As a courtesy, he would take care not to touch my belongings, or always wash hands before he even touched surfaces that I would touch too.
A week after my exams, I got sick with Chicken Pox too. While I went home for the time period, my friend ensured I coped up quickly when I came back.
What is the one thing you can claim to have some level of expertise or depth of knowledge in – it could be anything – a subject, a sport, a hobby, a venture, an initiative which has led you to do deep work in that field?
That one thing for me would be microfinance and rural finance. My college SSCBS was situated in East Delhi, and every day we had to travel through a slum area to reach college. That daily sight of poverty sometimes made me guilty for having a better life and one day, I decided to search for a solution to make those lives around our campus (located near a slum) better. After struggling for some time, I met a professor casually suggested me to read about microfinance.
Over the next few weeks, I read every book I could lay my hands on, about microfinance. My interest also led me to identify challenges in the industry like funding of microfinance institutions. After a lot of research, a friend of mine and I found a solution: mezzanine finance. In our research, we also met the management of various MFIs like Satin Credit, IFMR Finance. Taking their suggestions, we modified our solution and presented it at a conference. Our paper that year was selected to be published in a leading international journal.

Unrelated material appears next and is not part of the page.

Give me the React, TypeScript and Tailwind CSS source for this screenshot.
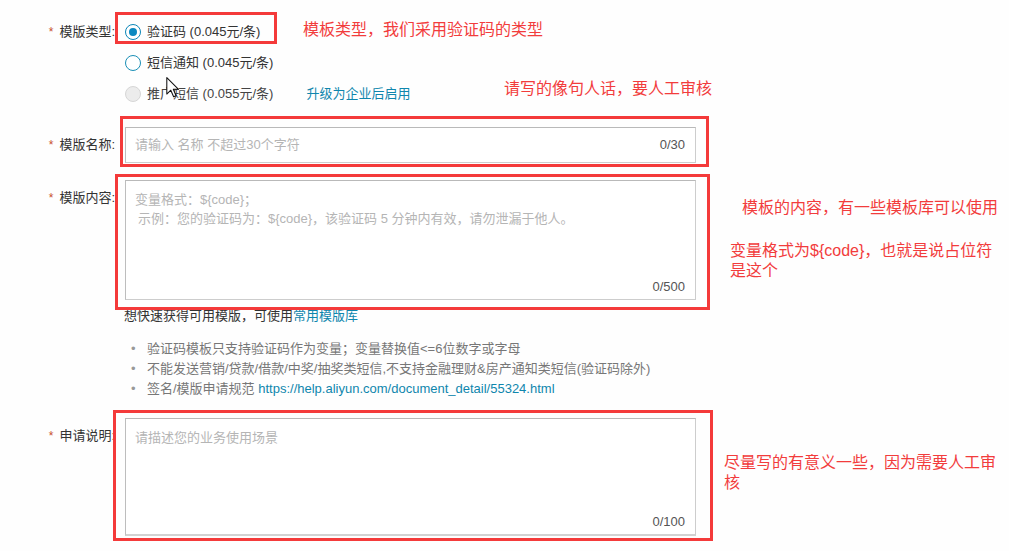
import type { ReactNode } from 'react';

const FONT = '"Liberation Sans", "Noto Sans CJK SC", sans-serif';

function Label({ children, className = '' }: { children: ReactNode; className?: string }) {
  return (
    <div className={`w-[115px] shrink-0 flex items-center justify-end text-[13px] text-[#333] ${className}`}>
      <span className="mr-[6px] text-[#c8502e] text-[12px]">*</span>
      {children}
    </div>
  );
}

function Radio({ state, children }: { state: 'checked' | 'idle' | 'disabled'; children: ReactNode }) {
  const ring =
    state === 'checked'
      ? 'border-[#0b86b8] bg-white'
      : state === 'idle'
        ? 'border-[#1a8fb6] bg-white'
        : 'border-[#d6d6d6] bg-[#ececec]';
  return (
    <div className="h-[31px] flex items-center">
      <span className={`w-[16px] h-[16px] rounded-full border-[1.5px] flex items-center justify-center ${ring}`}>
        {state === 'checked' && <span className="w-[8px] h-[8px] rounded-full bg-[#0a88c0]" />}
      </span>
      <span className="ml-[6px] text-[13px] text-[#333]">{children}</span>
    </div>
  );
}

function Field({ placeholder, counter, tall, height }: { placeholder: ReactNode; counter: string; tall?: boolean; height: string }) {
  return (
    <div
      className={`relative w-[571px] ${height} border border-[#cdcdcd] border-t-[#b9b9b9] border-l-[#bdbdbd] bg-white text-[13px]`}
    >
      <div className={`text-[#b5b5b5] pl-[9px] ${tall ? 'pt-[9px] leading-[19px]' : 'leading-[34px]'}`}>{placeholder}</div>
      <span
        className={`absolute right-[10px] text-[#555] ${tall ? 'bottom-[5px] leading-[14px]' : 'top-0 leading-[34px]'}`}
      >
        {counter}
      </span>
    </div>
  );
}

function RedBox({ className }: { className: string }) {
  return <div className={`absolute border-[3px] border-[#f43a3a] pointer-events-none ${className}`} />;
}

function Note({ className, children }: { className: string; children: ReactNode }) {
  return <div className={`absolute text-[16px] leading-[20px] text-[#f23c3c] ${className}`}>{children}</div>;
}

export default function App() {
  return (
    <div className="relative w-[1009px] h-[551px] overflow-hidden bg-[#fefefe]" style={{ fontFamily: FONT }}>
      <div className="pt-[16px] flex flex-col">
        {/* template type */}
        <div className="flex gap-[10px]">
          <Label className="h-[31px]">模版类型:</Label>
          <div className="flex flex-col">
            <Radio state="checked">验证码 (0.045元/条)</Radio>
            <Radio state="idle">短信通知 (0.045元/条)</Radio>
            <div className="flex items-center">
              <Radio state="disabled">
                <span className="text-[#444]">推广短信 (0.055元/条)</span>
              </Radio>
              <a className="ml-[33px] text-[13px] text-[#0f86ad]">升级为企业后启用</a>
            </div>
          </div>
        </div>

        {/* name */}
        <div className="flex gap-[10px] mt-[18px]">
          <Label className="h-[36px]">模版名称:</Label>
          <Field height="h-[36px]" placeholder="请输入 名称 不超过30个字符" counter="0/30" />
        </div>

        {/* content */}
        <div className="flex gap-[10px] mt-[17px]">
          <Label className="h-[36px]">模版内容:</Label>
          <div className="flex flex-col">
            <Field
              tall
              height="h-[120px]"
              placeholder={
                <>
                  <div>变量格式：${'{code}'}；</div>
                  <div className="pl-[3px]">示例：您的验证码为：${'{code}'}，该验证码 5 分钟内有效，请勿泄漏于他人。</div>
                </>
              }
              counter="0/500"
            />
            <div className="mt-[6px] -ml-[1px] text-[13px] leading-[20px] text-[#333]">
              想快速获得可用模版，可使用<a className="text-[#0f86ad]">常用模版库</a>
            </div>
            <ul className="mt-[13px] text-[13px] leading-[20px] text-[#777]">
              {[
                '验证码模板只支持验证码作为变量；变量替换值<=6位数字或字母',
                '不能发送营销/贷款/借款/中奖/抽奖类短信,不支持金融理财&房产通知类短信(验证码除外)',
                null,
              ].map((line, i) => (
                <li key={i} className="flex">
                  <span className="w-[22px] pl-[6px] text-[#999]">•</span>
                  {line ?? (
                    <span>
                      签名/模版申请规范 <a className="text-[#0f86ad]">https://help.aliyun.com/document_detail/55324.html</a>
                    </span>
                  )}
                </li>
              ))}
            </ul>
          </div>
        </div>

        {/* description */}
        <div className="flex gap-[10px] mt-[19px]">
          <Label className="h-[36px]">申请说明:</Label>
          <Field tall height="h-[118px] border-b-2 border-b-[#d2d2d2]" placeholder="请描述您的业务使用场景" counter="0/100" />
        </div>
      </div>

      {/* annotations */}
      <RedBox className="left-[115px] top-[12px] w-[162px] h-[32px]" />
      <RedBox className="left-[120px] top-[116px] w-[589px] h-[51px]" />
      <RedBox className="left-[115px] top-[174px] w-[595px] h-[136px]" />
      <RedBox className="left-[113px] top-[410px] w-[600px] h-[131px]" />

      <Note className="left-[303px] top-[20px]">模板类型，我们采用验证码的类型</Note>
      <Note className="left-[504px] top-[79px]">请写的像句人话，要人工审核</Note>
      <Note className="left-[742px] top-[198px]">模板的内容，有一些模板库可以使用</Note>
      <Note className="left-[730px] top-[241px]">
        变量格式为${'{code}'}，也就是说占位符
        <br />
        是这个
      </Note>
      <Note className="left-[724px] top-[453px]">
        尽量写的有意义一些，因为需要人工审
        <br />核
      </Note>

      {/* mouse pointer */}
      <svg className="absolute left-[166px] top-[77px]" width="14" height="21" viewBox="0 0 13 20">
        <path d="M0.6 0.6 L0.6 16.2 L4.4 12.6 L7.1 18.8 L9.4 17.8 L6.8 11.7 L11.8 11.7 Z" fill="#fff" stroke="#111" strokeWidth="1" strokeLinejoin="round" />
      </svg>
    </div>
  );
}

Months later, even though I had got a campus placement, my passion for microfinance led me to quit my job and joining a budding NBFC. There, my role took me to the noisy streets of New Delhi where we analyzed hundreds of value chains for all types of SMEs from a hair salon to a juice seller, looking for opportunities to fund their growth using equity and debt. My experience on the road has taught me most of what I know about microfinance and micro-credit today.
At MDI, I have continued with my interest in microfinance and I am currently doing research on FinTech Lending startup under the guidance of a professor.